– Конечно, – ответила Джилли. – Рон тут уже на несколько тысяч печенья наел. Пусть отрабатывает.
Рэйчел и Труди оставили их дружески пререкаться и обошли первый этаж, а затем поднялись по лестнице на балкон.
– Как же тут красиво, – задумчиво улыбнулась Труди. – Именно так я себе все и представляла. То есть я посмотрела фотографии, конечно, но увидеть все воочию – это совсем другое.
Рэйчел улыбнулась.
– Я рада, что вы хотя бы раз увидели маяк своими глазами. Обидно было бы тут не побывать.
– Я тоже так решила, – согласилась Труди. – Хотя теперь мне придется жить на хлебе и воде, пока не поступят деньги от сделки, но я ни о чем не жалею. А ведь я еще не поднималась на самый верх. – Она повернулась к Рэйчел: – Можно подняться? Я знаю, вы там живете, и не хочу вторгаться в ваше личное пространство, но…
– Труди, – рассмеялась Рэйчел, – это же ваша башня. Она вам принадлежит, и все, что внутри, тоже ваше.
– Технически это так, – ответила молодая женщина, – но я не хочу заявляться сюда и распоряжаться как хозяйка. Я не такая.
– Знаю, – ответила Рэйчел, все еще улыбаясь, – и очень это ценю. Но вам обязательно нужно увидеть чердак. Я все вам покажу. – Она глянула вниз, убедилась, что у Джилли с Роном все в порядке, и достала из кармана ключ от верхних этажей. – Внизу все тихо. Пойдемте.
Труди с искренним интересом оглядела жилые помещения, но обе женщины знали, что на самом деле ей хочется увидеть камеру-обскуру. Они вошли в спальню, Рэйчел опустила лестницу, включила фонарь и протянула его Труди.
– Идите первая, – велела она. – Осмотритесь, а потом я поднимусь.
Труди секунду поколебалась и взяла фонарь.
– Спасибо, – тихо ответила она и начала подниматься.
Было странно отправлять вперед кого-то, кто еще не бывал там и не знал, что увидит наверху. Рэйчел смотрела на Труди, поднимавшуюся по лестнице. Сколько людей побывали в камере-обскуре со дня ее постройки? Их не могло быть много. Наверняка меньше десяти. Она подождала, пока шаги Труди наверху не стихли, и поднялась за ней на чердак.

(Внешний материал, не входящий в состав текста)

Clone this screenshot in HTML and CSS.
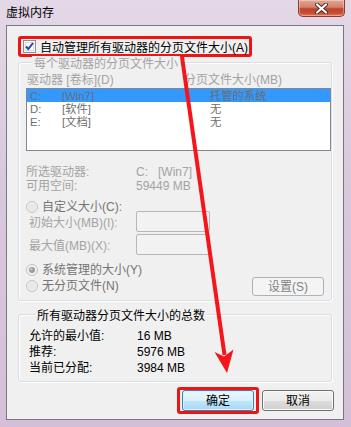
FILE: index.html
```html
<!DOCTYPE html>
<html lang="zh-CN">
<head>
<meta charset="utf-8">
<title>虚拟内存</title>
<link rel="stylesheet" href="styles.css">
</head>
<body>
<div class="window">
  <div class="titlebar">
    <span class="title">虚拟内存</span>
    <div class="close">
      <svg width="13" height="11" viewBox="0 0 13 11"><path d="M2 1.5 L11 9.5 M11 1.5 L2 9.5" stroke="#4a2a2a" stroke-width="4" stroke-linecap="round"/><path d="M2 1.5 L11 9.5 M11 1.5 L2 9.5" stroke="#ffffff" stroke-width="2.2" stroke-linecap="round"/></svg>
    </div>
  </div>
  <div class="client">
    <div class="hl-row">
      <span class="checkbox">
        <svg width="13" height="13" viewBox="0 0 13 13"><rect x="0.5" y="0.5" width="12" height="12" fill="#f6f6f6" stroke="#8e8f8f"/><rect x="2.5" y="2.5" width="8" height="8" fill="#fdfdfd" stroke="#d8dce2"/><path d="M3 6.5 L5.3 9 L10 3" fill="none" stroke="#25449a" stroke-width="2"/></svg>
      </span>
      <span class="hl-label">自动管理所有驱动器的分页文件大小(A)</span>
    </div>

    <div class="group g1">
      <div class="group-label dis">每个驱动器的分页文件大小</div>
      <div class="cols dis">
        <span>驱动器 [卷标](D)</span>
        <span>分页文件大小(MB)</span>
      </div>
      <div class="listbox">
        <div class="lrow sel"><span>C:</span><span>[Win7]</span><span>托管的系统</span></div>
        <div class="lrow"><span>D:</span><span>[软件]</span><span>无</span></div>
        <div class="lrow"><span>E:</span><span>[文档]</span><span>无</span></div>
      </div>
      <div class="info dis">
        <span>所选驱动器:</span><span>C:&nbsp;&nbsp;&nbsp;[Win7]</span>
        <span>可用空间:</span><span>59449 MB</span>
      </div>
      <div class="radio r-custom">
        <span class="rb"><svg width="12" height="12" viewBox="0 0 12 12"><circle cx="6" cy="6" r="5.5" fill="#f2f2f2" stroke="#c2c2c2"/><circle cx="6" cy="6" r="4" fill="#e8e8e8"/></svg></span>
        <span>自定义大小(C):</span>
      </div>
      <div class="field f1">
        <span class="dis">初始大小(MB)(I):</span>
        <span class="input"></span>
      </div>
      <div class="field f2">
        <span class="dis">最大值(MB)(X):</span>
        <span class="input"></span>
      </div>
      <div class="bottom">
        <div class="radios">
          <div class="radio">
            <span class="rb"><svg width="12" height="12" viewBox="0 0 12 12"><circle cx="6" cy="6" r="5.5" fill="#f2f2f2" stroke="#c2c2c2"/><circle cx="6" cy="6" r="3" fill="#9a9a9a"/><circle cx="5.3" cy="5.3" r="1.2" fill="#c8c8c8"/></svg></span>
            <span>系统管理的大小(Y)</span>
          </div>
          <div class="radio">
            <span class="rb"><svg width="12" height="12" viewBox="0 0 12 12"><circle cx="6" cy="6" r="5.5" fill="#f2f2f2" stroke="#c2c2c2"/><circle cx="6" cy="6" r="4" fill="#e8e8e8"/></svg></span>
            <span>无分页文件(N)</span>
          </div>
        </div>
        <span class="btn btn-dis">设置(S)</span>
      </div>
    </div>

    <div class="group g2">
      <div class="group-label">所有驱动器分页文件大小的总数</div>
      <div class="totals">
        <span>允许的最小值:</span><span>16 MB</span>
        <span>推荐:</span><span>5976 MB</span>
        <span>当前已分配:</span><span>3984 MB</span>
      </div>
    </div>

    <div class="buttons">
      <span class="ok-hl"><span class="btn btn-ok">确定</span></span>
      <span class="btn btn-cancel">取消</span>
    </div>
  </div>

  <svg class="arrow" width="351" height="427" viewBox="0 0 351 427">
    <line x1="182" y1="57" x2="224.5" y2="355" stroke="#f5151a" stroke-width="4"/>
    <polygon points="227,373 214.5,352 224,356.5 233.5,349.5" fill="#f5151a"/>
  </svg>
</div>
</body>
</html>
```
FILE: styles.css
```css
html, body {
  margin: 0;
  padding: 0;
}
body {
  width: 351px;
  height: 427px;
  overflow: hidden;
  font-family: "Liberation Sans", "Noto Sans CJK SC", sans-serif;
  font-size: 12px;
  color: #000;
}
.window {
  position: relative;
  width: 351px;
  height: 427px;
  background: linear-gradient(180deg, #e4d8e7 0%, #d9c9dd 40%, #d3c0d8 100%);
  box-sizing: border-box;
}
.titlebar {
  height: 25px;
  display: flex;
  justify-content: space-between;
  align-items: flex-start;
  padding-left: 6px;
}
.title {
  margin-top: 5px;
  line-height: 17px;
  font-size: 12px;
  color: #000;
}
.close {
  width: 47px;
  height: 17px;
  margin-right: 6px;
  box-sizing: border-box;
  border: 1px solid #8b3b33;
  border-top: none;
  border-radius: 0 0 5px 5px;
  background: linear-gradient(180deg, #e1a797 0%, #d2806c 45%, #c2432c 55%, #c84a30 80%, #dc7a5c 100%);
  display: flex;
  align-items: center;
  justify-content: center;
  box-shadow: inset 0 0 0 1px rgba(255,255,255,0.35);
}
.close svg { display: block; }

.client {
  margin-left: 6px;
  width: 338px;
  height: 395px;
  box-sizing: border-box;
  border: 1px solid #7a7682;
  background: #f0f0f0;
  padding: 10px 0 0 11px;
  display: flex;
  flex-direction: column;
}

.hl-row {
  width: 234px;
  height: 21px;
  box-sizing: border-box;
  border: 3px solid #ee1414;
  border-radius: 3px;
  display: flex;
  align-items: center;
  padding-left: 2px;
}
.checkbox { width: 13px; height: 13px; display: block; }
.checkbox svg { display: block; }
.hl-label {
  margin-left: 4px;
  line-height: 14px;
  margin-top: 3px;
  white-space: nowrap;
}

.group {
  width: 314px;
  box-sizing: border-box;
  border: 1px solid #d5dfe5;
  border-radius: 3px;
  box-shadow: inset 1px 1px 0 #fff, 1px 1px 0 #fff;
}
.group-label {
  width: fit-content;
  margin-top: -7px;
  margin-left: 6px;
  padding: 1px 2px 0;
  line-height: 14px;
  background: #f0f0f0;
  white-space: nowrap;
}
.dis { color: #a3a3a3; }

.g1 {
  margin-top: 5px;
  padding: 0 0 4px 7px;
}
.cols {
  margin-top: 2px;
  display: grid;
  grid-template-columns: 157px auto;
  line-height: 14px;
  padding-left: 1px;
  white-space: nowrap;
}
.listbox {
  margin-top: 1px;
  height: 63px;
  box-sizing: border-box;
  border: 1px solid #828790;
  background: #fff;
}
.lrow {
  height: 13px;
  line-height: 13px;
  font-size: 11.3px;
  display: grid;
  grid-template-columns: 32px 148px auto;
  padding-left: 3px;
  color: #6d6d6d;
  white-space: nowrap;
}
.lrow span { padding-top: 1px; }
.lrow.sel { background: #3399ff; }

.info {
  margin-top: 14px;
  display: grid;
  grid-template-columns: 110px auto;
  grid-auto-rows: 14px;
  line-height: 14px;
  white-space: nowrap;
}
.radio {
  display: flex;
  align-items: center;
  color: #747474;
  white-space: nowrap;
}
.rb { width: 12px; height: 12px; display: block; margin-right: 4px; }
.rb svg { display: block; }
.r-custom {
  margin-top: 7px;
  height: 14px;
  line-height: 14px;
}
.field {
  display: grid;
  align-items: center;
  padding-left: 3px;
  white-space: nowrap;
}
.f1 { margin-top: -3px; grid-template-columns: 107px 74px; }
.f2 { margin-top: 2px; grid-template-columns: 107px 74px; }
.input {
  display: block;
  height: 21px;
  box-sizing: border-box;
  border: 1px solid #b5b8bb;
  border-radius: 2px;
  background: #f2f2f2;
}
.bottom {
  margin-top: 7px;
  height: 34px;
  display: flex;
  justify-content: space-between;
  align-items: flex-end;
  padding-right: 7px;
}
.radios {
  align-self: flex-start;
  display: flex;
  flex-direction: column;
}
.radios .radio { height: 16px; line-height: 16px; }

.btn {
  display: flex;
  align-items: center;
  justify-content: center;
  box-sizing: border-box;
  border-radius: 3px;
  white-space: nowrap;
}
.btn-dis {
  width: 72px;
  height: 19px;
  border: 1px solid #adb2b5;
  background: #f4f4f4;
  color: #838383;
  line-height: 14px;
}

.g2 {
  margin-top: 13px;
  padding: 0 0 5px 10px;
}
.totals {
  margin-top: 5px;
  display: grid;
  grid-template-columns: 108px auto;
  grid-auto-rows: 16px;
  line-height: 16px;
  white-space: nowrap;
}

.buttons {
  margin-top: 5px;
  display: flex;
  align-items: center;
  justify-content: flex-end;
  padding-right: 9px;
  gap: 3px;
}
.ok-hl {
  display: flex;
  box-sizing: border-box;
  border: 3px solid #ee1414;
  border-radius: 3px;
  padding: 0 2px;
}
.btn-ok, .btn-cancel {
  width: 72px;
  height: 21px;
  line-height: 14px;
}
.btn-ok {
  border: 1px solid #3c7fb1;
  background: linear-gradient(180deg, #eaf6fd 0%, #d9f0fc 50%, #bee6fd 51%, #a7d9f5 100%);
  box-shadow: inset 0 0 0 1px #d9f3fd;
}
.btn-cancel {
  border: 1px solid #707070;
  background: linear-gradient(180deg, #f2f2f2 0%, #ebebeb 50%, #dddddd 51%, #cfcfcf 100%);
  box-shadow: inset 0 0 0 1px #fbfbfb;
}

.arrow {
  position: absolute;
  left: 0;
  top: 0;
  pointer-events: none;
}
```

Труди стояла, касаясь рукой гладкой мраморной плиты, и смотрела на люк под потолком. Подошла Рэйчел, и Труди перевела на нее ошеломленный взгляд.
– Впечатляет, да? – спросила Рэйчел. – Меня поражает атмосфера этого места. Я не верю в призраков, но с тех пор, как узнала об Эвелине, поняла, что всегда чувствовала здесь ее присутствие. Она будто живет в этой комнате.
Труди кивнула со слабой улыбкой и почти шепотом ответила:
– Думаю, вы правы.
– Хотите увидеть камеру-обскуру в действии?
– Конечно!
Рэйчел подошла к стене и открыла апертуру, поворачивая рычаг, пока на белой мраморной плите не появилось изображение города. Труди громко ахнула, увидев перед собой весь город.
– Не думала, что изображение будет таким четким, – сказала она. – Потрясающе!
Рэйчел медленно вращала рукоятку и показала Труди круговую панораму города. Та качала головой, словно не веря своим глазам. Когда камера описала полный круг и вернулась к первоначальному ракурсу, Рэйчел встала рядом с Труди, и они вдвоем залюбовались видом.
– Если хотите, могу показать вам записи Эвелины, – сказала Рэйчел спустя некоторое время. – Ее дневники, эскизы маяка и камеры-обскуры. Это очень впечатляющие документы.
– Буду рада.
Рэйчел закрыла люк камеры-обскуры и достала пару свитков и одну из тетрадей. Она показала Труди заметки, сделанные мелким аккуратным почерком Эвелины, и объяснила, что они значат. Труди молчала, лишь смотрела на все, что показывала ей Рэйчел, и слушала ее с таким интересом, будто училась на историческом или архитектурном факультете, а не в медицинском университете. Наконец она выпрямилась и вздохнула.
– Мы не можем так поступить, – тихо проговорила она.
Рэйчел нахмурилась:
– Как?
Труди обошла мраморный стол, оглядывая маленькую комнату под куполом.